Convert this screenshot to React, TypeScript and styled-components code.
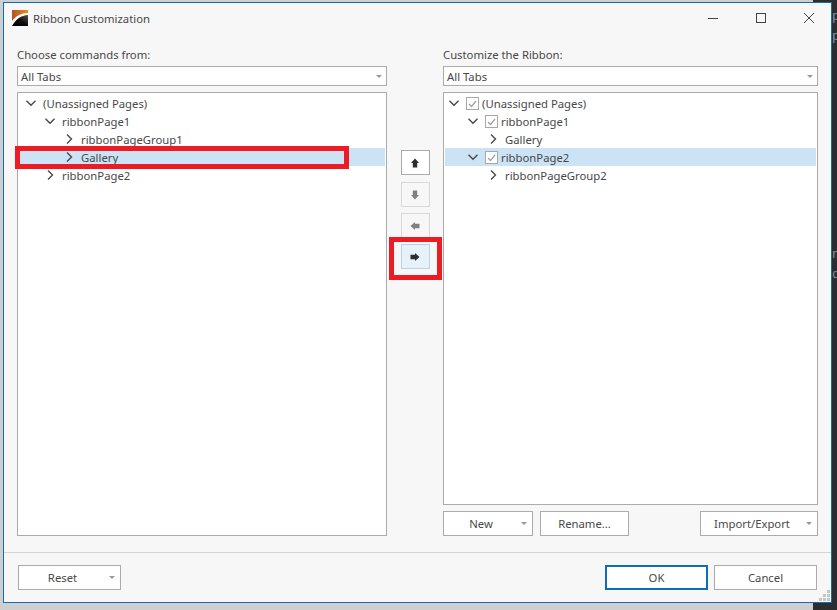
import React from "react";
import styled, { createGlobalStyle } from "styled-components";

const Global = createGlobalStyle`
  html, body { margin: 0; padding: 0; background: #d8d8d8; }
  * { box-sizing: border-box; }
`;

const Screen = styled.div`
  position: relative;
  width: 837px;
  height: 610px;
  padding: 2px 0 0 3px;
  background: linear-gradient(90deg, #cfcfcf 0 813px, #2d2d2d 813px);
  overflow: hidden;
  font-family: "Noto Sans", "Open Sans", sans-serif;
  font-size: 11.3px;
  color: #484848;
`;

const CodeGlyph = styled.span<{ $top: number; $color: string }>`
  position: absolute;
  left: 832px;
  top: ${(p) => p.$top}px;
  font-family: "Liberation Mono", monospace;
  font-size: 13px;
  line-height: 14px;
  color: ${(p) => p.$color};
`;

const Dialog = styled.div`
  position: relative;
  width: 829px;
  height: 601px;
  border: 1px solid #0f6cbd;
  background: #f7f7f7;
  display: flex;
  flex-direction: column;
`;

const TitleBar = styled.div`
  height: 30px;
  display: flex;
  align-items: center;
  padding-left: 8px;
  gap: 5px;
`;

const Title = styled.div`
  flex: 1;
`;

const WinGroup = styled.div`
  display: flex;
`;

const WinBtn = styled.div`
  width: 48px;
  height: 30px;
  padding-right: 14px;
  display: flex;
  align-items: center;
  justify-content: center;
  &:last-child {
    width: 34px;
    padding-right: 0;
    margin-right: 5px;
  }
`;

const Body = styled.div`
  flex: 1;
  display: grid;
  grid-template-columns: 370px 56px 375px;
  padding: 11px 0 0 13px;
`;

const Column = styled.div`
  display: flex;
  flex-direction: column;
`;

const LeftWrap = styled.div`
  position: relative;
`;

const Label = styled.div`
  height: 22px;
  line-height: 21px;
`;

const Combo = styled.div`
  height: 20px;
  background: #fff;
  border: 1px solid #ababab;
  padding: 0 4px 0 3px;
  display: flex;
  align-items: center;
  justify-content: space-between;
  margin-bottom: 6px;
`;

const Caret = styled.span`
  width: 0;
  height: 0;
  border-left: 3px solid transparent;
  border-right: 3px solid transparent;
  border-top: 3px solid #999;
`;

const TreeBox = styled.div<{ $short?: boolean }>`
  height: ${(p) => (p.$short ? 413 : 444)}px;
  background: #fff;
  border: 1px solid #ababab;
  padding: 1px;
`;

const Row = styled.div<{ $selected?: boolean; $indent: number }>`
  height: 18px;
  display: flex;
  align-items: center;
  padding-left: ${(p) => p.$indent}px;
  background: ${(p) => (p.$selected ? "#cbe3f5" : "transparent")};
  gap: 5px;
`;

const Check = styled.span`
  width: 13px;
  height: 13px;
  border: 1px solid #a8a8a8;
  display: flex;
  align-items: center;
  justify-content: center;
  margin-right: -2px;
  background: #fff;
`;

const Highlight = styled.div<{ $l: number; $t: number; $w: number; $h: number }>`
  position: absolute;
  left: ${(p) => p.$l}px;
  top: ${(p) => p.$t}px;
  width: ${(p) => p.$w}px;
  height: ${(p) => p.$h}px;
  border: 5px solid #ed1c24;
  pointer-events: none;
`;

const MoveCol = styled.div`
  position: relative;
  display: flex;
  flex-direction: column;
  align-items: center;
  gap: 6px;
  padding-top: 106px;
`;

const MoveBtn = styled.div<{ $state: "on" | "off" | "hot" }>`
  width: 29px;
  height: 25px;
  display: flex;
  align-items: center;
  justify-content: center;
  background: ${(p) => (p.$state === "hot" ? "#e6f1fa" : p.$state === "on" ? "#fff" : "#f7f7f7")};
  border: 1px solid ${(p) => (p.$state === "hot" ? "#b9d2e8" : p.$state === "on" ? "#ababab" : "#d8d8d8")};
  &:first-child {
    margin-bottom: 1px;
  }
`;

const ActionRow = styled.div`
  display: flex;
  gap: 7px;
  margin-top: 6px;
`;

const Btn = styled.div<{ $w: number; $primary?: boolean; $menu?: boolean }>`
  width: ${(p) => p.$w}px;
  height: 25px;
  background: #fff;
  border: ${(p) => (p.$primary ? "2px solid #0f6cbd" : "1px solid #ababab")};
  position: relative;
  display: flex;
  align-items: center;
  justify-content: center;
  padding-right: ${(p) => (p.$menu ? 14 : 0)}px;
`;

const BtnCaret = styled.span`
  position: absolute;
  right: 5px;
  top: 10px;
  width: 0;
  height: 0;
  border-left: 3px solid transparent;
  border-right: 3px solid transparent;
  border-top: 3px solid #999;
`;

const Spacer = styled.div`
  flex: 1;
`;

const Footer = styled.div`
  height: 50px;
  border-top: 1px solid #d4d4d4;
  display: flex;
  align-items: flex-start;
  padding: 12px 14px 0 14px;
  gap: 6px;
`;

const Grip = styled.svg`
  position: absolute;
  right: 0;
  bottom: 0;
`;

const ArrowSvg = styled.svg<{ $dir: number }>`
  transform: rotate(${(p) => p.$dir}deg);
`;

const Chevron = ({ open }: { open?: boolean }) => (
  <svg width="14" height="14" viewBox="0 0 14 14" fill="none" stroke="#484848" strokeWidth="1.4">
    {open ? <path d="M2.5 4.8L7 9.2l4.5-4.4" /> : <path d="M5 2.5L9.5 7 5 11.5" />}
  </svg>
);

const Tick = () => (
  <svg width="11" height="11" viewBox="0 0 11 11" fill="none" stroke="#a0a0a0" strokeWidth="1.2">
    <path d="M2 6l2.5 2.5L9 3" />
  </svg>
);

const Arrow = ({ dir, color }: { dir: number; color: string }) => (
  <ArrowSvg $dir={dir} width="10" height="10" viewBox="0 0 10 10">
    <path d="M5 0.5L9 5H7.2V9.5H2.8V5H1z" fill={color} />
  </ArrowSvg>
);

const Logo = () => (
  <svg width="16" height="16" viewBox="0 0 16 16">
    <defs>
      <linearGradient id="logoTop" x1="0" y1="0" x2="1" y2="0">
        <stop offset="0" stopColor="#a8552a" />
        <stop offset="1" stopColor="#f28a1e" />
      </linearGradient>
      <linearGradient id="logoBottom" x1="1" y1="0" x2="0" y2="1">
        <stop offset="0" stopColor="#555" />
        <stop offset="0.5" stopColor="#0c0c0c" />
        <stop offset="1" stopColor="#000" />
      </linearGradient>
    </defs>
    <rect width="16" height="16" fill="#fff" />
    <path d="M0 0h16v3C9 3 4 6 0 11z" fill="url(#logoTop)" />
    <path d="M0 16C4 9 9 5.5 16 5v11z" fill="url(#logoBottom)" />
  </svg>
);

const GripDots = () => (
  <Grip width="13" height="13" viewBox="0 0 13 13" fill="#c6c6c6">
    <rect x="9" y="1" width="3" height="3" />
    <rect x="5" y="5" width="3" height="3" />
    <rect x="9" y="5" width="3" height="3" />
    <rect x="1" y="9" width="3" height="3" />
    <rect x="5" y="9" width="3" height="3" />
    <rect x="9" y="9" width="3" height="3" />
  </Grip>
);

export default function App() {
  return (
    <Screen>
      <Global />
      <CodeGlyph $top={10} $color="#7f93a3">p</CodeGlyph>
      <CodeGlyph $top={30} $color="#7f93a3">p</CodeGlyph>
      <CodeGlyph $top={248} $color="#8a9a80">n</CodeGlyph>
      <CodeGlyph $top={268} $color="#8a8a80">d</CodeGlyph>
      <Dialog>
        <TitleBar>
          <Logo />
          <Title>Ribbon Customization</Title>
          <WinGroup>
            <WinBtn>
              <svg width="12" height="12" viewBox="0 0 12 12" stroke="#444"><path d="M1 6.5h10" /></svg>
            </WinBtn>
            <WinBtn>
              <svg width="12" height="12" viewBox="0 0 12 12" stroke="#444" fill="none"><rect x="1.5" y="1.5" width="9" height="9" /></svg>
            </WinBtn>
            <WinBtn>
              <svg width="12" height="12" viewBox="0 0 12 12" stroke="#444"><path d="M1 1l10 10M11 1L1 11" /></svg>
            </WinBtn>
          </WinGroup>
        </TitleBar>
        <Body>
          <LeftWrap>
            <Column>
              <Label>Choose commands from:</Label>
              <Combo>All Tabs<Caret /></Combo>
              <TreeBox>
                <Row $indent={5}><Chevron open />(Unassigned Pages)</Row>
                <Row $indent={24}><Chevron open />ribbonPage1</Row>
                <Row $indent={43}><Chevron />ribbonPageGroup1</Row>
                <Row $indent={43} $selected><Chevron />Gallery</Row>
                <Row $indent={24}><Chevron />ribbonPage2</Row>
              </TreeBox>
            </Column>
            <Highlight $l={-2} $t={102} $w={334} $h={23} />
          </LeftWrap>
          <MoveCol>
            <MoveBtn $state="on"><Arrow dir={0} color="#2e2e2e" /></MoveBtn>
            <MoveBtn $state="off"><Arrow dir={180} color="#808080" /></MoveBtn>
            <MoveBtn $state="off"><Arrow dir={270} color="#808080" /></MoveBtn>
            <MoveBtn $state="hot"><Arrow dir={90} color="#2e2e2e" /></MoveBtn>
            <Highlight $l={2} $t={193} $w={53} $h={43} />
          </MoveCol>
          <Column>
            <Label>Customize the Ribbon:</Label>
            <Combo>All Tabs<Caret /></Combo>
            <TreeBox $short>
              <Row $indent={2}><Chevron open /><Check><Tick /></Check>(Unassigned Pages)</Row>
              <Row $indent={21}><Chevron open /><Check><Tick /></Check>ribbonPage1</Row>
              <Row $indent={41}><Chevron />Gallery</Row>
              <Row $indent={21} $selected><Chevron open /><Check><Tick /></Check>ribbonPage2</Row>
              <Row $indent={41}><Chevron />ribbonPageGroup2</Row>
            </TreeBox>
            <ActionRow>
              <Btn $w={90} $menu>New<BtnCaret /></Btn>
              <Btn $w={89}>Rename...</Btn>
              <Spacer />
              <Btn $w={118} $menu>Import/Export<BtnCaret /></Btn>
            </ActionRow>
          </Column>
        </Body>
        <Footer>
          <Btn $w={103} $menu>Reset<BtnCaret /></Btn>
          <Spacer />
          <Btn $w={103} $primary>OK</Btn>
          <Btn $w={103}>Cancel</Btn>
        </Footer>
        <GripDots />
      </Dialog>
    </Screen>
  );
}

* _Task instructions_: Using the listing above, pull out all lines that hold the word "components".

* _Written solution_:
Convert this screenshot to React, TypeScript and styled-components code.
import styled, { createGlobalStyle } from "styled-components";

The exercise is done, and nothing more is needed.